That cut-and-paste meme, revisitedI don't want to talk about cancer. I want to talk about people - because every single one of them was - is - a hell of a lot more than the disease.
My grandmother, whom I just remember. She lived downstairs at my parents' first house. She kept dried cat food around for the cats, and I would go and eat it - it's quite tasty, actually - and she would read to me out of the Kate Greenaway treasury. And, while in my memory she is a shadowy 'Granny' figure, I know that she was quite a remarkable person. She met my grandfather working for the League of Nations, and claimed that General Franco proposed to her in the Canary Islands, before he became General Franco. She could not cook at all.
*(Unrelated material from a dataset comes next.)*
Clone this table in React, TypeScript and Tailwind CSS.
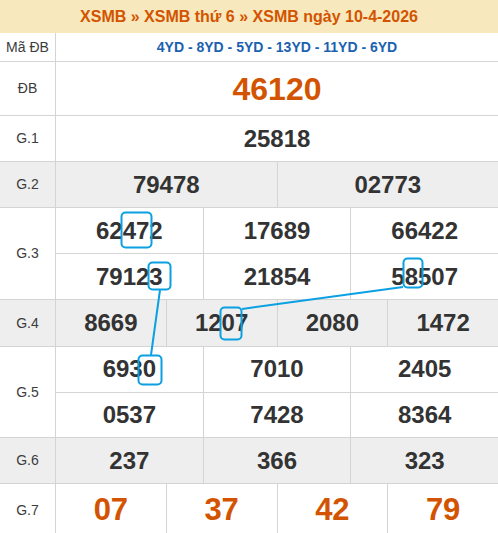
import React from 'react';

const font = { fontFamily: '"Liberation Sans", Arial, sans-serif' };

const Label = ({ text }: { text: string }) => (
  <div className="w-[56px] shrink-0 border-r border-[#d4d4d4] flex items-center justify-center text-[14px] text-[#3c3c3c]">
    {text}
  </div>
);

const Cells = ({ nums, orange = false }: { nums: string[]; orange?: boolean }) => (
  <div className="flex flex-1 h-full">
    {nums.map((n, i) => (
      <div
        key={i}
        className={`flex-1 flex items-center justify-center font-bold ${i > 0 ? 'border-l border-[#d4d4d4]' : ''} ${
          orange ? 'text-[31px] text-[#d35400]' : 'text-[24px] text-[#333333]'
        }`}
      >
        {n}
      </div>
    ))}
  </div>
);

const Row = ({ label, rows, h, gray = false, orange = false }: { label: string; rows: string[][]; h: string; gray?: boolean; orange?: boolean }) => (
  <div className={`flex border-b border-[#d4d4d4] ${h} ${gray ? 'bg-[#eeeeee]' : 'bg-white'}`}>
    <Label text={label} />
    <div className="flex-1 flex flex-col">
      {rows.map((r, i) => (
        <div key={i} className={`flex-1 flex ${i > 0 ? 'border-t border-[#d4d4d4]' : ''}`}>
          <Cells nums={r} orange={orange} />
        </div>
      ))}
    </div>
  </div>
);

const Overlay = () => (
  <svg className="absolute left-0 top-0 pointer-events-none" width="498" height="533" fill="none" stroke="#0aa0e2" strokeWidth="2">
    <rect x="121.5" y="212.5" width="30" height="35" rx="4" />
    <rect x="148.5" y="262.5" width="22" height="27" rx="4" />
    <rect x="138.5" y="355.5" width="23" height="29" rx="4" />
    <rect x="403.5" y="258.5" width="19" height="29" rx="4" />
    <rect x="220.5" y="307.5" width="21" height="32" rx="4" />
    <line x1="160" y1="290" x2="151" y2="355" />
    <line x1="403" y1="287" x2="242" y2="309" />
  </svg>
);

export default function App() {
  return (
    <div className="relative w-[498px] bg-white" style={font}>
      <div className="h-[33px] bg-[#f7e8bd] flex items-center justify-center text-[16px] font-bold text-[#d35400]">
        XSMB » XSMB thứ 6 » XSMB ngày 10-4-2026
      </div>
      <div className="flex h-[29px] border-b border-[#d4d4d4]">
        <Label text="Mã ĐB" />
        <div className="flex-1 flex items-center justify-center text-[14px] font-bold text-[#1a62b0]">
          4YD - 8YD - 5YD - 13YD - 11YD - 6YD
        </div>
      </div>
      <div className="flex h-[54px] border-b border-[#d4d4d4]">
        <Label text="ĐB" />
        <div className="flex-1 flex items-center justify-center text-[32px] font-bold text-[#d35400]">46120</div>
      </div>
      <Row label="G.1" h="h-[46px]" rows={[['25818']]} />
      <Row label="G.2" h="h-[46px]" gray rows={[['79478', '02773']]} />
      <Row label="G.3" h="h-[92px]" rows={[['62472', '17689', '66422'], ['79123', '21854', '58507']]} />
      <Row label="G.4" h="h-[47px]" gray rows={[['8669', '1207', '2080', '1472']]} />
      <Row label="G.5" h="h-[91px]" rows={[['6930', '7010', '2405'], ['0537', '7428', '8364']]} />
      <Row label="G.6" h="h-[46px]" gray rows={[['237', '366', '323']]} />
      <Row label="G.7" h="h-[54px]" orange rows={[['07', '37', '42', '79']]} />
      <Overlay />
    </div>
  );
}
Grandpa - my mother's father - another remarkable person. I remember being a little afraid of him, possibly because I didn't quite get his sense of humour. I think it may have been rather like mine is now. He was the illegitmate child of a girl in service, and was fostered out to a lady called Mrs Gush, and goodness knows she needed the money that fostering brought in, for all that she did her damnedest never to let him know about it. But he was bright, and he got into grammar school, and then university, and eventually became a teacher. He married and had three daughters, and then, when the youngest was one and a half, his wife died of polio. He fought tooth and nail to be allowed to keep the children, and if he hadn't I wouldn't exist, because it was through his second wife, Sally, that my mother (the youngest daughter) met my father. Sally brought a daughter of her own, and they had three more, and they somehow managed to keep nine bodies and souls together. His great passion was the writings of Junius, and he genuinely believed that, had it been generally known what he had found out, the history of the British Isles would have been entirely different.
Suzie, Sally's daughter, the middle one of the seven, was, I think, always the odd one out; perhaps it was just that she suffered from not being quite so ferociously clever as the rest of the family. But she was a lovely person, quiet and peaceful, and an extremely talented musician. She lived in Sussex, and I saw quite a lot of her towards the end of her life - which, for different reasons, was a difficult time for me. The last thing we did together was to see a performance of
Godspell at Chichester, and that's a wonderful show. But she wrote her own show, an adaptation of the story of Ruth, and after she died some of her friends performed it. We went to see it; it was good.
Heloise, my godmother, I've talked about a lot. She was a wonderful person, too. She was the daughter of my father's godmother; our two families were friends for generations. She had an amazing life; she lived on a kibbutz, in a squat in Vauxhall, she appeared on the front page of the
Socialist Worker. All this was before I was born, of course; throughout my childhood she would turn up at our house, usually with James or Andrew in tow, clear everything off the kitchen table, and turn anything and everything that there was in the kitchen into a fabulous meal. She loved food. She was astonishingly beautiful; she had blonde hair, cut short, and always wore dangly silver earrings. She walked the Camino de Santiago, along with Andrew, and John Murray, and I'd never have done it without that example. Do you know what she was fighting at the end of her life? I'll tell you. She was fighting for better rights for refugees, for asylum seekers.
There are more. I haven't talked about the people I know who are suffering the disease today. I haven't talked about the people I only knew slightly. Do you know what I'd like? I'd like everyone who cut-and-pasted that meme to do this, as well. I don't think anyone deserves to be defined by a disease. I don't believe that cancer was the most remarkable thing about any of them.